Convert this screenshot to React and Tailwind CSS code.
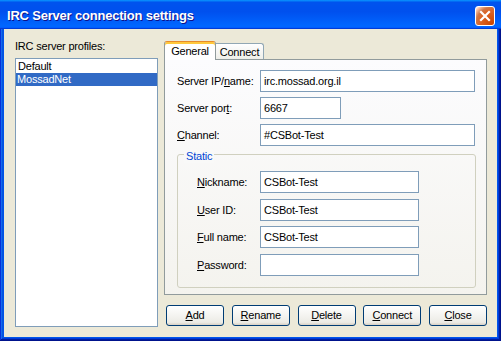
import React from "react";

function Input({ w, children }) {
  return (
    <div
      className={`${w} h-[22px] border border-[#7F9DB9] bg-white pl-[3px] flex items-center text-black`}
    >
      {children}
    </div>
  );
}

function Btn({ children }) {
  return (
    <div className="w-[58px] h-[21px] rounded-[3px] border border-[#003C74] bg-[linear-gradient(180deg,#ffffff,#ecebe5_86%,#d8d0c4)] flex items-center justify-center text-black">
      {children}
    </div>
  );
}

export default function App() {
  return (
    <div className="w-[501px] h-[341px] flex flex-col bg-[#0055EA] shadow-[inset_-1px_-1px_#00138c,inset_1px_1px_#0831d9,inset_-2px_-2px_#001ea0,inset_2px_2px_#166aee,inset_-3px_-3px_#003bda,inset_3px_3px_#0855dd] font-[Liberation_Sans,Arial,sans-serif] text-[11px] leading-[13px] text-black overflow-hidden">
      {/* Title bar */}
      <div className="h-[29px] shrink-0 flex items-start justify-between pl-[7px] pr-[6px] bg-[linear-gradient(180deg,#0997ff,#0053ee_8%,#0050ee_40%,#0066ff_88%,#0066ff_93%,#005bff_95%,#003dd7_96%,#003dd7)]">
        <div className="mt-[8px] text-white font-bold text-[13px] leading-[15px] [text-shadow:1px_1px_#0f1089] tracking-[-0.2px]">
          IRC Server connection settings
        </div>
        <div className="mt-[6px] w-[20px] h-[20px] rounded-[3px] border border-white bg-[radial-gradient(circle_at_90%_90%,#cc4600_0%,#dc6527_55%,#cd7546_70%,#ffccb2_90%,#ffffff_100%)] flex items-center justify-center">
          <svg width="12" height="12" viewBox="0 0 12 12">
            <path d="M2 2 L10 10 M10 2 L2 10" stroke="white" strokeWidth="2.2" strokeLinecap="square" />
          </svg>
        </div>
      </div>

      {/* Body */}
      <div className="flex-1 mx-[4px] mb-[4px] bg-[#ECE9D8] flex pl-[11px] pr-[10px] pt-[11px] pb-[10px] gap-[6px] tracking-[-0.2px]">
        {/* Left column */}
        <div className="w-[143px] flex flex-col">
          <div>IRC server profiles:</div>
          <div className="mt-[5px] flex-1 border border-[#7F9DB9] bg-white pt-[1px]">
            <div className="h-[13px] pl-[2px]">Default</div>
            <div className="h-[13px] pl-[1px] bg-[#316AC5] text-white">MossadNet</div>
          </div>
        </div>

        {/* Right column */}
        <div className="w-[323px] flex flex-col pt-[1px]">
          {/* Tabs */}
          <div className="h-[18px] flex items-end">
            <div className="relative z-10 -mb-px w-[52px] h-[19px] bg-white border-x border-[#919B9C] rounded-t-[3px] border-t border-t-[#E68B2C] shadow-[inset_0_2px_#ffc83c] flex items-center justify-center pt-[1px]">
              General
            </div>
            <div className="w-[48px] h-[16px] border-t border-r border-[#91A7B4] rounded-tr-[3px] bg-[linear-gradient(180deg,#ffffff,#fafaf9_26%,#f0f0ea_95%,#ecebe6)] flex items-center justify-center pt-[2px]">
              Connect
            </div>
          </div>

          {/* Panel */}
          <div className="h-[236px] border border-[#919B9C] bg-[linear-gradient(180deg,#fcfcfe,#f4f3ee)] pl-[12px] pt-[10px] flex flex-col">
            <div className="flex items-center">
              <div className="w-[83px]">
                Server IP/<span className="underline">n</span>ame:
              </div>
              <Input w="w-[215px]">irc.mossad.org.il</Input>
            </div>
            <div className="flex items-center mt-[5px]">
              <div className="w-[83px]">
                Server por<span className="underline">t</span>:
              </div>
              <Input w="w-[81px]">6667</Input>
            </div>
            <div className="flex items-center mt-[5px]">
              <div className="w-[83px]">
                <span className="underline">C</span>hannel:
              </div>
              <Input w="w-[215px]">#CSBot-Test</Input>
            </div>

            {/* Static group */}
            <div className="relative mt-[8px] w-[299px] h-[134px] border border-[#D0D0BF] rounded-[3px] pl-[19px] pt-[16px] flex flex-col">
              <div className="absolute top-[-5px] left-[6px] px-[2px] bg-[#F9F9F8] text-[#0046D5]">
                Static
              </div>
              <div className="flex items-center">
                <div className="w-[63px]">
                  <span className="underline">N</span>ickname:
                </div>
                <Input w="w-[159px]">CSBot-Test</Input>
              </div>
              <div className="flex items-center mt-[6px]">
                <div className="w-[63px]">
                  <span className="underline">U</span>ser ID:
                </div>
                <Input w="w-[159px]">CSBot-Test</Input>
              </div>
              <div className="flex items-center mt-[5px]">
                <div className="w-[63px]">
                  <span className="underline">F</span>ull name:
                </div>
                <Input w="w-[159px]">CSBot-Test</Input>
              </div>
              <div className="flex items-center mt-[6px]">
                <div className="w-[63px]">
                  <span className="underline">P</span>assword:
                </div>
                <Input w="w-[159px]"></Input>
              </div>
            </div>
          </div>

          {/* Buttons */}
          <div className="mt-[10px] pl-[2px] flex justify-between">
            <Btn>
              <span className="underline">A</span>dd
            </Btn>
            <Btn>
              <span className="underline">R</span>ename
            </Btn>
            <Btn>
              <span className="underline">D</span>elete
            </Btn>
            <Btn>
              <span className="underline">C</span>onnect
            </Btn>
            <Btn>
              <span className="underline">C</span>lose
            </Btn>
          </div>
        </div>
      </div>
    </div>
  );
}
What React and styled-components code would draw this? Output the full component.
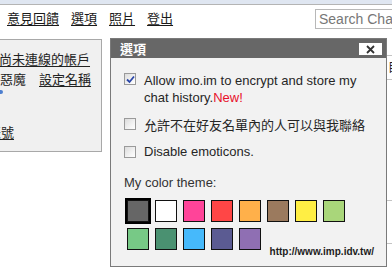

════════

Set problem: Write out the listing above exactly as it stands, pictures excluded.

Response below:
Convert this screenshot to React and Tailwind CSS code.
import React from "react";

function Input({ w, children }) {
  return (
    <div
      className={`${w} h-[22px] border border-[#7F9DB9] bg-white pl-[3px] flex items-center text-black`}
    >
      {children}
    </div>
  );
}

function Btn({ children }) {
  return (
    <div className="w-[58px] h-[21px] rounded-[3px] border border-[#003C74] bg-[linear-gradient(180deg,#ffffff,#ecebe5_86%,#d8d0c4)] flex items-center justify-center text-black">
      {children}
    </div>
  );
}

export default function App() {
  return (
    <div className="w-[501px] h-[341px] flex flex-col bg-[#0055EA] shadow-[inset_-1px_-1px_#00138c,inset_1px_1px_#0831d9,inset_-2px_-2px_#001ea0,inset_2px_2px_#166aee,inset_-3px_-3px_#003bda,inset_3px_3px_#0855dd] font-[Liberation_Sans,Arial,sans-serif] text-[11px] leading-[13px] text-black overflow-hidden">
      {/* Title bar */}
      <div className="h-[29px] shrink-0 flex items-start justify-between pl-[7px] pr-[6px] bg-[linear-gradient(180deg,#0997ff,#0053ee_8%,#0050ee_40%,#0066ff_88%,#0066ff_93%,#005bff_95%,#003dd7_96%,#003dd7)]">
        <div className="mt-[8px] text-white font-bold text-[13px] leading-[15px] [text-shadow:1px_1px_#0f1089] tracking-[-0.2px]">
          IRC Server connection settings
        </div>
        <div className="mt-[6px] w-[20px] h-[20px] rounded-[3px] border border-white bg-[radial-gradient(circle_at_90%_90%,#cc4600_0%,#dc6527_55%,#cd7546_70%,#ffccb2_90%,#ffffff_100%)] flex items-center justify-center">
          <svg width="12" height="12" viewBox="0 0 12 12">
            <path d="M2 2 L10 10 M10 2 L2 10" stroke="white" strokeWidth="2.2" strokeLinecap="square" />
          </svg>
        </div>
      </div>

      {/* Body */}
      <div className="flex-1 mx-[4px] mb-[4px] bg-[#ECE9D8] flex pl-[11px] pr-[10px] pt-[11px] pb-[10px] gap-[6px] tracking-[-0.2px]">
        {/* Left column */}
        <div className="w-[143px] flex flex-col">
          <div>IRC server profiles:</div>
          <div className="mt-[5px] flex-1 border border-[#7F9DB9] bg-white pt-[1px]">
            <div className="h-[13px] pl-[2px]">Default</div>
            <div className="h-[13px] pl-[1px] bg-[#316AC5] text-white">MossadNet</div>
          </div>
        </div>

        {/* Right column */}
        <div className="w-[323px] flex flex-col pt-[1px]">
          {/* Tabs */}
          <div className="h-[18px] flex items-end">
            <div className="relative z-10 -mb-px w-[52px] h-[19px] bg-white border-x border-[#919B9C] rounded-t-[3px] border-t border-t-[#E68B2C] shadow-[inset_0_2px_#ffc83c] flex items-center justify-center pt-[1px]">
              General
            </div>
            <div className="w-[48px] h-[16px] border-t border-r border-[#91A7B4] rounded-tr-[3px] bg-[linear-gradient(180deg,#ffffff,#fafaf9_26%,#f0f0ea_95%,#ecebe6)] flex items-center justify-center pt-[2px]">
              Connect
            </div>
          </div>

          {/* Panel */}
          <div className="h-[236px] border border-[#919B9C] bg-[linear-gradient(180deg,#fcfcfe,#f4f3ee)] pl-[12px] pt-[10px] flex flex-col">
            <div className="flex items-center">
              <div className="w-[83px]">
                Server IP/<span className="underline">n</span>ame:
              </div>
              <Input w="w-[215px]">irc.mossad.org.il</Input>
            </div>
            <div className="flex items-center mt-[5px]">
              <div className="w-[83px]">
                Server por<span className="underline">t</span>:
              </div>
              <Input w="w-[81px]">6667</Input>
            </div>
            <div className="flex items-center mt-[5px]">
              <div className="w-[83px]">
                <span className="underline">C</span>hannel:
              </div>
              <Input w="w-[215px]">#CSBot-Test</Input>
            </div>

            {/* Static group */}
            <div className="relative mt-[8px] w-[299px] h-[134px] border border-[#D0D0BF] rounded-[3px] pl-[19px] pt-[16px] flex flex-col">
              <div className="absolute top-[-5px] left-[6px] px-[2px] bg-[#F9F9F8] text-[#0046D5]">
                Static
              </div>
              <div className="flex items-center">
                <div className="w-[63px]">
                  <span className="underline">N</span>ickname:
                </div>
                <Input w="w-[159px]">CSBot-Test</Input>
              </div>
              <div className="flex items-center mt-[6px]">
                <div className="w-[63px]">
                  <span className="underline">U</span>ser ID:
                </div>
                <Input w="w-[159px]">CSBot-Test</Input>
              </div>
              <div className="flex items-center mt-[5px]">
                <div className="w-[63px]">
                  <span className="underline">F</span>ull name:
                </div>
                <Input w="w-[159px]">CSBot-Test</Input>
              </div>
              <div className="flex items-center mt-[6px]">
                <div className="w-[63px]">
                  <span className="underline">P</span>assword:
                </div>
                <Input w="w-[159px]"></Input>
              </div>
            </div>
          </div>

          {/* Buttons */}
          <div className="mt-[10px] pl-[2px] flex justify-between">
            <Btn>
              <span className="underline">A</span>dd
            </Btn>
            <Btn>
              <span className="underline">R</span>ename
            </Btn>
            <Btn>
              <span className="underline">D</span>elete
            </Btn>
            <Btn>
              <span className="underline">C</span>onnect
            </Btn>
            <Btn>
              <span className="underline">C</span>lose
            </Btn>
          </div>
        </div>
      </div>
    </div>
  );
}
What React and styled-components code would draw this? Output the full component.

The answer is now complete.